[Interface markup and scripts]

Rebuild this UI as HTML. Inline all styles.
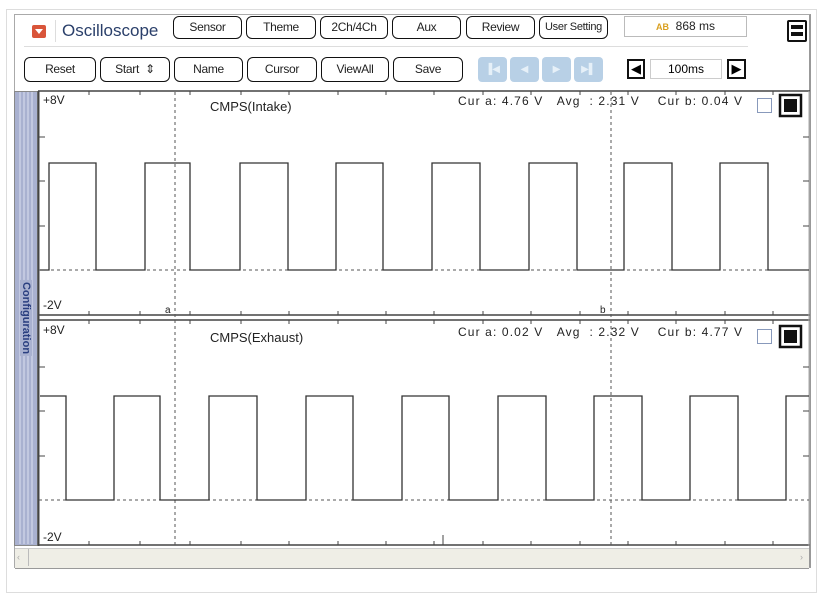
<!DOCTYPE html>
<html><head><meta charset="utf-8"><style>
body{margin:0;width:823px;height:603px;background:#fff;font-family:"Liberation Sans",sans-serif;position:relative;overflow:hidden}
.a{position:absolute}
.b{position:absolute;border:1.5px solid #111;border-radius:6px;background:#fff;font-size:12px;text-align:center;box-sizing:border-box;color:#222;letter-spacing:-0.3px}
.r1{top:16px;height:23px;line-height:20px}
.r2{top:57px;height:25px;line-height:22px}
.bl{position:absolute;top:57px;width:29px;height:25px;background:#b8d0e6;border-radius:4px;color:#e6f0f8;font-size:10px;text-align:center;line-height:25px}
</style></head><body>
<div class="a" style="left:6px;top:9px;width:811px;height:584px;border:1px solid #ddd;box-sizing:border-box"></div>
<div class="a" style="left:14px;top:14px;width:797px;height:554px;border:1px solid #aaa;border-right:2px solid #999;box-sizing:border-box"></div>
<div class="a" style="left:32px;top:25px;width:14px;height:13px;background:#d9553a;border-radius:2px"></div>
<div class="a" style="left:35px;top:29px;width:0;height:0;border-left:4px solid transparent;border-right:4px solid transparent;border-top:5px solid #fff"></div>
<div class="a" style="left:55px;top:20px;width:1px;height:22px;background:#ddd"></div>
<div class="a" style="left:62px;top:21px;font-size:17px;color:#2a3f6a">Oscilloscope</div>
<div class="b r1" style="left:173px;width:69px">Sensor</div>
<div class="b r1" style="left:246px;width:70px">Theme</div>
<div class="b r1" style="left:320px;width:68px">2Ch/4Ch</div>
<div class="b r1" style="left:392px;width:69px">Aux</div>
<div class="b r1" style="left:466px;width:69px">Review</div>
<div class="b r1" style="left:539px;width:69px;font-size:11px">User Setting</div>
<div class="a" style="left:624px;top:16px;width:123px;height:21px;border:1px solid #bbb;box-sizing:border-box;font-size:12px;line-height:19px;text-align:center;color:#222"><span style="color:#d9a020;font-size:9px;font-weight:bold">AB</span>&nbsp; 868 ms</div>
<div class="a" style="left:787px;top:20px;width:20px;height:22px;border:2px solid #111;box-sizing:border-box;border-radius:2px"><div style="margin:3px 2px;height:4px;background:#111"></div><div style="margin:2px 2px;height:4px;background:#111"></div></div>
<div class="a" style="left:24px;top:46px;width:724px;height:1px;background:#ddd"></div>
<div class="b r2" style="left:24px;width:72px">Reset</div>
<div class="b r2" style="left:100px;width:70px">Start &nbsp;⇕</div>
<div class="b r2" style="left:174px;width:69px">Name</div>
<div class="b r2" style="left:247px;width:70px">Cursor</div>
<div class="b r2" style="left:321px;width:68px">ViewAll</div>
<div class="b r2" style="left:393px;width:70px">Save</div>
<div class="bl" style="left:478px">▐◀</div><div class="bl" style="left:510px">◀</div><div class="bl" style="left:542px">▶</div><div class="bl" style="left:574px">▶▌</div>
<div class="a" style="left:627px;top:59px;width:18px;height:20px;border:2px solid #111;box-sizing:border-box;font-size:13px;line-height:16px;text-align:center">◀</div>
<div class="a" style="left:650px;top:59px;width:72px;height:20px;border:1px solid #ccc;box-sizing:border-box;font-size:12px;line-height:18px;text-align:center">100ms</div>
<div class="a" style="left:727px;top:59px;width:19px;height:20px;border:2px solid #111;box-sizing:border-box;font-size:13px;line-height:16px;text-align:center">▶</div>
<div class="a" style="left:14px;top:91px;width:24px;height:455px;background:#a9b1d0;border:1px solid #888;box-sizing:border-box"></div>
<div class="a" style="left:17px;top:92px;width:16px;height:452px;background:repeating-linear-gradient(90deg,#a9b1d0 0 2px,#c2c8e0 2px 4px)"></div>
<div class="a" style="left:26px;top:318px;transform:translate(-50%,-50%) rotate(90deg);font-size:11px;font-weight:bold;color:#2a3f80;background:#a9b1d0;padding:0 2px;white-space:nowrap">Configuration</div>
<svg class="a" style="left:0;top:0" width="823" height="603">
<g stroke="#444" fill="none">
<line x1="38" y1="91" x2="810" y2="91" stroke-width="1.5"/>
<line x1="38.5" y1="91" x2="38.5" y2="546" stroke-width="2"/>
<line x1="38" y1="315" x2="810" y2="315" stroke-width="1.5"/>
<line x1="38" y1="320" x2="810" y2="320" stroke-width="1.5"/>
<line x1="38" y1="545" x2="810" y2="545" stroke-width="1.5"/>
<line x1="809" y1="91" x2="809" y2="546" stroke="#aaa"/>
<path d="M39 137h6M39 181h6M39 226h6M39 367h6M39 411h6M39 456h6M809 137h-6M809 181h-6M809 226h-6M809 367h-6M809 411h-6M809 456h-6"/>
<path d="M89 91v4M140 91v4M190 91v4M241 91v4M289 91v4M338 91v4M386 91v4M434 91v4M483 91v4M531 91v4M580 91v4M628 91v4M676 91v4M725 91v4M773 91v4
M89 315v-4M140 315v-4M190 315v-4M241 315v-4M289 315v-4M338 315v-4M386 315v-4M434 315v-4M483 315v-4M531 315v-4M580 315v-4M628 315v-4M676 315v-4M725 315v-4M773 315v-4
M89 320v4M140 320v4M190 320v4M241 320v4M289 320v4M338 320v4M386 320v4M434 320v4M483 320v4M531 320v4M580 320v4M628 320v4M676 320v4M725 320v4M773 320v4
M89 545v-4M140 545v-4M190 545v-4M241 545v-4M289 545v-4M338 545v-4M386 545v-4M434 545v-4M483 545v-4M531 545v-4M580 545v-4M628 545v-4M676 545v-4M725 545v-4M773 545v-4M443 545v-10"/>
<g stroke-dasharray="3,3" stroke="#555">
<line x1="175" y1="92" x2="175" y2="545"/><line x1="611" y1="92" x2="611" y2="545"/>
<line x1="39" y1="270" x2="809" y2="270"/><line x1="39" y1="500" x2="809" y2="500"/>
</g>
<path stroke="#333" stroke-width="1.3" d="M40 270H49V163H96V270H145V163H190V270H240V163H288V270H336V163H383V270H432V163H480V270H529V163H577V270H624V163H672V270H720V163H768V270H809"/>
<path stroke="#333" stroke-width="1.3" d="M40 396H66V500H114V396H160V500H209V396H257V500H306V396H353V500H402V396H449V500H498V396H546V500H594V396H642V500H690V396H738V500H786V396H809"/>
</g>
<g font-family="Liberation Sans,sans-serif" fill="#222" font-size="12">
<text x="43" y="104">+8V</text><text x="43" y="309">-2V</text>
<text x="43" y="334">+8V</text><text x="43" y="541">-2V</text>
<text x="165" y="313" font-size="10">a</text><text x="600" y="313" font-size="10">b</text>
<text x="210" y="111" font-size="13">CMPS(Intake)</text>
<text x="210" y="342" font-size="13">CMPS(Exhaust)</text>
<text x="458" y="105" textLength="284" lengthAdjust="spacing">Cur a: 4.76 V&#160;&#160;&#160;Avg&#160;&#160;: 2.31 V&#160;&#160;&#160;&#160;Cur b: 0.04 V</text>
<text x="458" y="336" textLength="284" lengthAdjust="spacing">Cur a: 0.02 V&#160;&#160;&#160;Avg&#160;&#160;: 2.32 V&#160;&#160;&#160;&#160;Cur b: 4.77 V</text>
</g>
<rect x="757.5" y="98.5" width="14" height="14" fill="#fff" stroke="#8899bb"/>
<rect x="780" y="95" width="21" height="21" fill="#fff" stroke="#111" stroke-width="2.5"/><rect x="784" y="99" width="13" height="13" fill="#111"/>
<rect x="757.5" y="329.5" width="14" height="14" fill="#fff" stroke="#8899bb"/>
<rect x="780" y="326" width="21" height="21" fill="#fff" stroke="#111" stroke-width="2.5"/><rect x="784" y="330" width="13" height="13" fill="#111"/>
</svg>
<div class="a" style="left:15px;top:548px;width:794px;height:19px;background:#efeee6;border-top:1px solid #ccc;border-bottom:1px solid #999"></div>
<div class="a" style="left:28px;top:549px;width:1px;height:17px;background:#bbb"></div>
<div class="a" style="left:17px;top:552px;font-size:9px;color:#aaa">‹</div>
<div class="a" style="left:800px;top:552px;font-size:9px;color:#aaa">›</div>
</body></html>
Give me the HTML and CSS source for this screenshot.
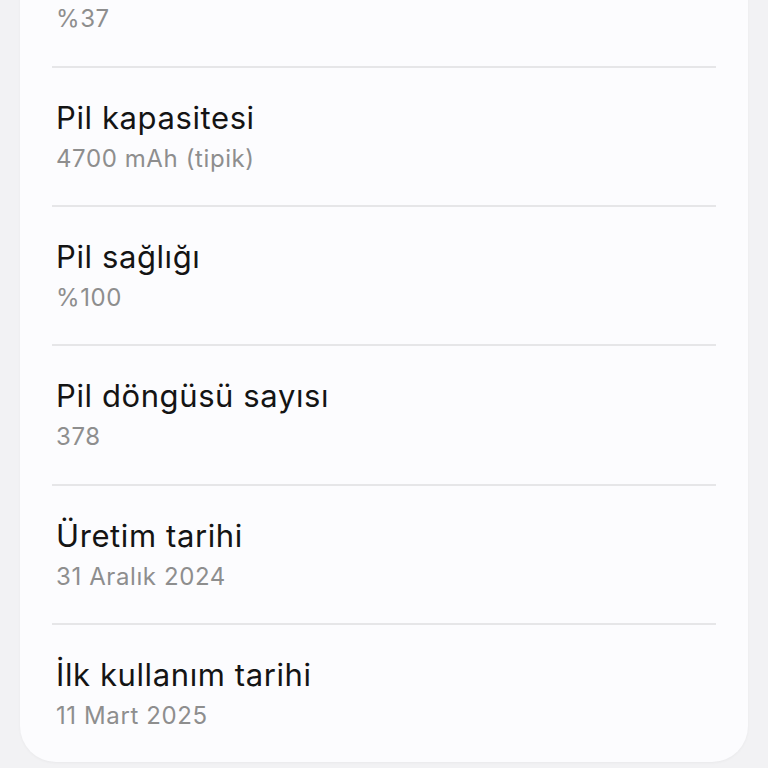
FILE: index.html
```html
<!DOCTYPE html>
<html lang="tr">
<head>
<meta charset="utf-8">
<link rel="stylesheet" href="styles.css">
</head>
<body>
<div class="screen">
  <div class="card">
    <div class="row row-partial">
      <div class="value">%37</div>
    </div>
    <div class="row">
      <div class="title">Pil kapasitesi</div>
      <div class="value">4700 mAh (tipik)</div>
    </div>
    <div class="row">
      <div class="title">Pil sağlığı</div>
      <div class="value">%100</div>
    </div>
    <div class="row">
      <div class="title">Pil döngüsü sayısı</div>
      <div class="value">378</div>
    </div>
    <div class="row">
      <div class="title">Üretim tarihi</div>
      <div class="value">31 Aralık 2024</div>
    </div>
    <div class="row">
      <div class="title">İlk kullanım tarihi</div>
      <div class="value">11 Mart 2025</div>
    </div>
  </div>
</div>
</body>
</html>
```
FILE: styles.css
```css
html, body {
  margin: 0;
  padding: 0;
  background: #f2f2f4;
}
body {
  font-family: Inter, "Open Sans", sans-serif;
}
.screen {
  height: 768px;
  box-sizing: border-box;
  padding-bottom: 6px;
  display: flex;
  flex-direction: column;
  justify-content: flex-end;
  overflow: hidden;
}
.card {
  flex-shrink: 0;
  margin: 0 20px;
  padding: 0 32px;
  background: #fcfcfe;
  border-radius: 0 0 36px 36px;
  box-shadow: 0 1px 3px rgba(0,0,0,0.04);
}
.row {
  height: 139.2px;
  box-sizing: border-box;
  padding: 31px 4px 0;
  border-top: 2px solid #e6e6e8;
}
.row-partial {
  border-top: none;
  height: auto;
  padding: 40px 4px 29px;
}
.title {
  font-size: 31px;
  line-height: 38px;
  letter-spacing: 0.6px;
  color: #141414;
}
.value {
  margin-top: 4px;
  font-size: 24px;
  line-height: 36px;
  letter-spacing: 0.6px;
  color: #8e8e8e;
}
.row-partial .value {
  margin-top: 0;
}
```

__Goal of the exercise__
Search the lines for the string "this" and copy every line that has it.

__Expected output__
Rebuild this UI as HTML. Inline all styles.
Give me the HTML and CSS source for this screenshot.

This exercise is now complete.